[TASK BRIEF] Please retype the data in full and exactly; the pictures are not part of the copy.

[DATASET CONTENT]

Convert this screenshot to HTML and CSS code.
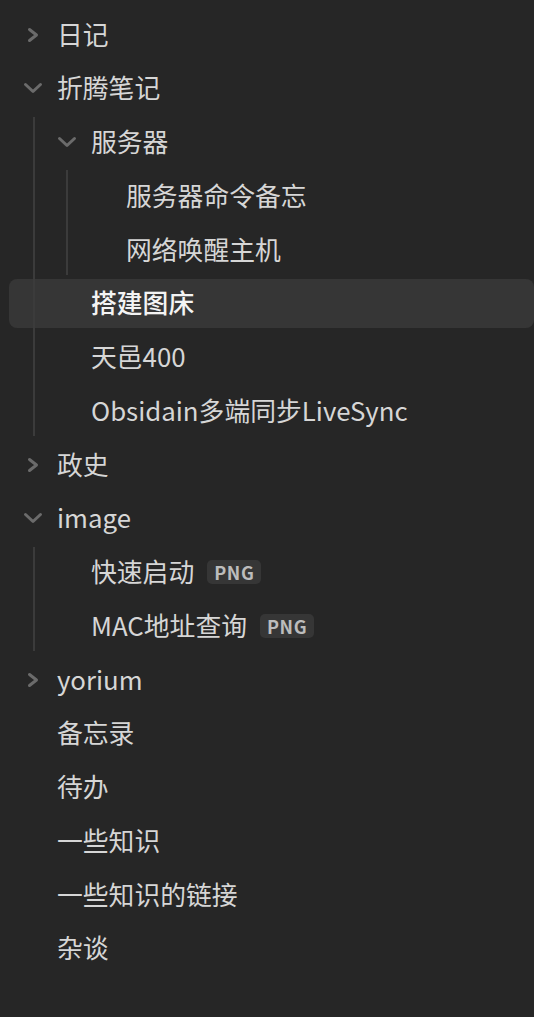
FILE: index.html
```html
<!DOCTYPE html>
<html lang="zh-CN">
<head>
<meta charset="utf-8">
<title>Files</title>
<link rel="stylesheet" href="styles.css">
</head>
<body>
<div class="tree">
  <div class="row l0"><span class="chev"><svg viewBox="0 0 20 20"><path d="M6.5 4.5 L13.5 10 L6.5 15.5"/></svg></span><span class="name">日记</span></div>
  <div class="row l0"><span class="chev"><svg viewBox="0 0 20 20"><path d="M2.5 6.5 L10 13.5 L17.5 6.5"/></svg></span><span class="name">折腾笔记</span></div>
  <div class="group g1">
    <div class="row l1"><span class="chev"><svg viewBox="0 0 20 20"><path d="M2.5 6.5 L10 13.5 L17.5 6.5"/></svg></span><span class="name">服务器</span></div>
    <div class="group g2">
      <div class="row l2"><span class="chev"></span><span class="name">服务器命令备忘</span></div>
      <div class="row l2"><span class="chev"></span><span class="name">网络唤醒主机</span></div>
    </div>
    <div class="row l1 active"><span class="chev"></span><span class="name">搭建图床</span></div>
    <div class="row l1"><span class="chev"></span><span class="name">天邑400</span></div>
    <div class="row l1"><span class="chev"></span><span class="name">Obsidain多端同步LiveSync</span></div>
  </div>
  <div class="row l0"><span class="chev"><svg viewBox="0 0 20 20"><path d="M6.5 4.5 L13.5 10 L6.5 15.5"/></svg></span><span class="name">政史</span></div>
  <div class="row l0"><span class="chev"><svg viewBox="0 0 20 20"><path d="M2.5 6.5 L10 13.5 L17.5 6.5"/></svg></span><span class="name">image</span></div>
  <div class="group g1">
    <div class="row l1"><span class="chev"></span><span class="name">快速启动</span><span class="badge">PNG</span></div>
    <div class="row l1"><span class="chev"></span><span class="name">MAC地址查询</span><span class="badge">PNG</span></div>
  </div>
  <div class="row l0"><span class="chev"><svg viewBox="0 0 20 20"><path d="M6.5 4.5 L13.5 10 L6.5 15.5"/></svg></span><span class="name">yorium</span></div>
  <div class="row l0"><span class="chev"></span><span class="name">备忘录</span></div>
  <div class="row l0"><span class="chev"></span><span class="name">待办</span></div>
  <div class="row l0"><span class="chev"></span><span class="name">一些知识</span></div>
  <div class="row l0"><span class="chev"></span><span class="name">一些知识的链接</span></div>
  <div class="row l0"><span class="chev"></span><span class="name">杂谈</span></div>
</div>
</body>
</html>
```
FILE: styles.css
```css
html, body {
  margin: 0;
  padding: 0;
  background: #262626;
}
body {
  font-family: "Noto Sans CJK SC", "Noto Sans", sans-serif;
  color: #d6d6d6;
}
.tree {
  padding: 10px 0 0 9px;
  display: flex;
  flex-direction: column;
  gap: 4.75px;
}
.group {
  position: relative;
  display: flex;
  flex-direction: column;
  gap: 4.75px;
}
.group::before {
  content: "";
  position: absolute;
  top: -1px;
  bottom: -1px;
  width: 2px;
  background: #3b3b3b;
  z-index: 2;
}
.g1::before { left: 24px; }
.g2::before { left: 57px; }
.row {
  height: 49px;
  display: flex;
  align-items: center;
  border-radius: 8px;
  font-size: 25.8px;
  line-height: 1;
  white-space: nowrap;
}
.l0 { padding-left: 14px; }
.l1 { padding-left: 48px; }
.l2 { padding-left: 83px; }
.chev {
  width: 20px;
  height: 20px;
  flex: none;
  margin-right: 14px;
  display: flex;
}
.chev svg {
  width: 20px;
  height: 20px;
  fill: none;
  stroke: #6b6b6b;
  stroke-width: 3;
  stroke-linecap: round;
  stroke-linejoin: round;
}
.name {
  position: relative;
  top: -1px;
}
.active {
  background: #363636;
  color: #f4f4f4;
  font-weight: 500;
}
.badge {
  margin-left: 13px;
  background: #363636;
  color: #bcbcbc;
  font-size: 18px;
  font-weight: 700;
  border-radius: 5px;
  padding: 3px 7px;
  letter-spacing: 0.6px;
}
```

[COMPLETED TASK]
Convert this screenshot to HTML and CSS code.
FILE: index.html
```html
<!DOCTYPE html>
<html lang="zh-CN">
<head>
<meta charset="utf-8">
<title>Files</title>
<link rel="stylesheet" href="styles.css">
</head>
<body>
<div class="tree">
  <div class="row l0"><span class="chev"><svg viewBox="0 0 20 20"><path d="M6.5 4.5 L13.5 10 L6.5 15.5"/></svg></span><span class="name">日记</span></div>
  <div class="row l0"><span class="chev"><svg viewBox="0 0 20 20"><path d="M2.5 6.5 L10 13.5 L17.5 6.5"/></svg></span><span class="name">折腾笔记</span></div>
  <div class="group g1">
    <div class="row l1"><span class="chev"><svg viewBox="0 0 20 20"><path d="M2.5 6.5 L10 13.5 L17.5 6.5"/></svg></span><span class="name">服务器</span></div>
    <div class="group g2">
      <div class="row l2"><span class="chev"></span><span class="name">服务器命令备忘</span></div>
      <div class="row l2"><span class="chev"></span><span class="name">网络唤醒主机</span></div>
    </div>
    <div class="row l1 active"><span class="chev"></span><span class="name">搭建图床</span></div>
    <div class="row l1"><span class="chev"></span><span class="name">天邑400</span></div>
    <div class="row l1"><span class="chev"></span><span class="name">Obsidain多端同步LiveSync</span></div>
  </div>
  <div class="row l0"><span class="chev"><svg viewBox="0 0 20 20"><path d="M6.5 4.5 L13.5 10 L6.5 15.5"/></svg></span><span class="name">政史</span></div>
  <div class="row l0"><span class="chev"><svg viewBox="0 0 20 20"><path d="M2.5 6.5 L10 13.5 L17.5 6.5"/></svg></span><span class="name">image</span></div>
  <div class="group g1">
    <div class="row l1"><span class="chev"></span><span class="name">快速启动</span><span class="badge">PNG</span></div>
    <div class="row l1"><span class="chev"></span><span class="name">MAC地址查询</span><span class="badge">PNG</span></div>
  </div>
  <div class="row l0"><span class="chev"><svg viewBox="0 0 20 20"><path d="M6.5 4.5 L13.5 10 L6.5 15.5"/></svg></span><span class="name">yorium</span></div>
  <div class="row l0"><span class="chev"></span><span class="name">备忘录</span></div>
  <div class="row l0"><span class="chev"></span><span class="name">待办</span></div>
  <div class="row l0"><span class="chev"></span><span class="name">一些知识</span></div>
  <div class="row l0"><span class="chev"></span><span class="name">一些知识的链接</span></div>
  <div class="row l0"><span class="chev"></span><span class="name">杂谈</span></div>
</div>
</body>
</html>
```
FILE: styles.css
```css
html, body {
  margin: 0;
  padding: 0;
  background: #262626;
}
body {
  font-family: "Noto Sans CJK SC", "Noto Sans", sans-serif;
  color: #d6d6d6;
}
.tree {
  padding: 10px 0 0 9px;
  display: flex;
  flex-direction: column;
  gap: 4.75px;
}
.group {
  position: relative;
  display: flex;
  flex-direction: column;
  gap: 4.75px;
}
.group::before {
  content: "";
  position: absolute;
  top: -1px;
  bottom: -1px;
  width: 2px;
  background: #3b3b3b;
  z-index: 2;
}
.g1::before { left: 24px; }
.g2::before { left: 57px; }
.row {
  height: 49px;
  display: flex;
  align-items: center;
  border-radius: 8px;
  font-size: 25.8px;
  line-height: 1;
  white-space: nowrap;
}
.l0 { padding-left: 14px; }
.l1 { padding-left: 48px; }
.l2 { padding-left: 83px; }
.chev {
  width: 20px;
  height: 20px;
  flex: none;
  margin-right: 14px;
  display: flex;
}
.chev svg {
  width: 20px;
  height: 20px;
  fill: none;
  stroke: #6b6b6b;
  stroke-width: 3;
  stroke-linecap: round;
  stroke-linejoin: round;
}
.name {
  position: relative;
  top: -1px;
}
.active {
  background: #363636;
  color: #f4f4f4;
  font-weight: 500;
}
.badge {
  margin-left: 13px;
  background: #363636;
  color: #bcbcbc;
  font-size: 18px;
  font-weight: 700;
  border-radius: 5px;
  padding: 3px 7px;
  letter-spacing: 0.6px;
}
```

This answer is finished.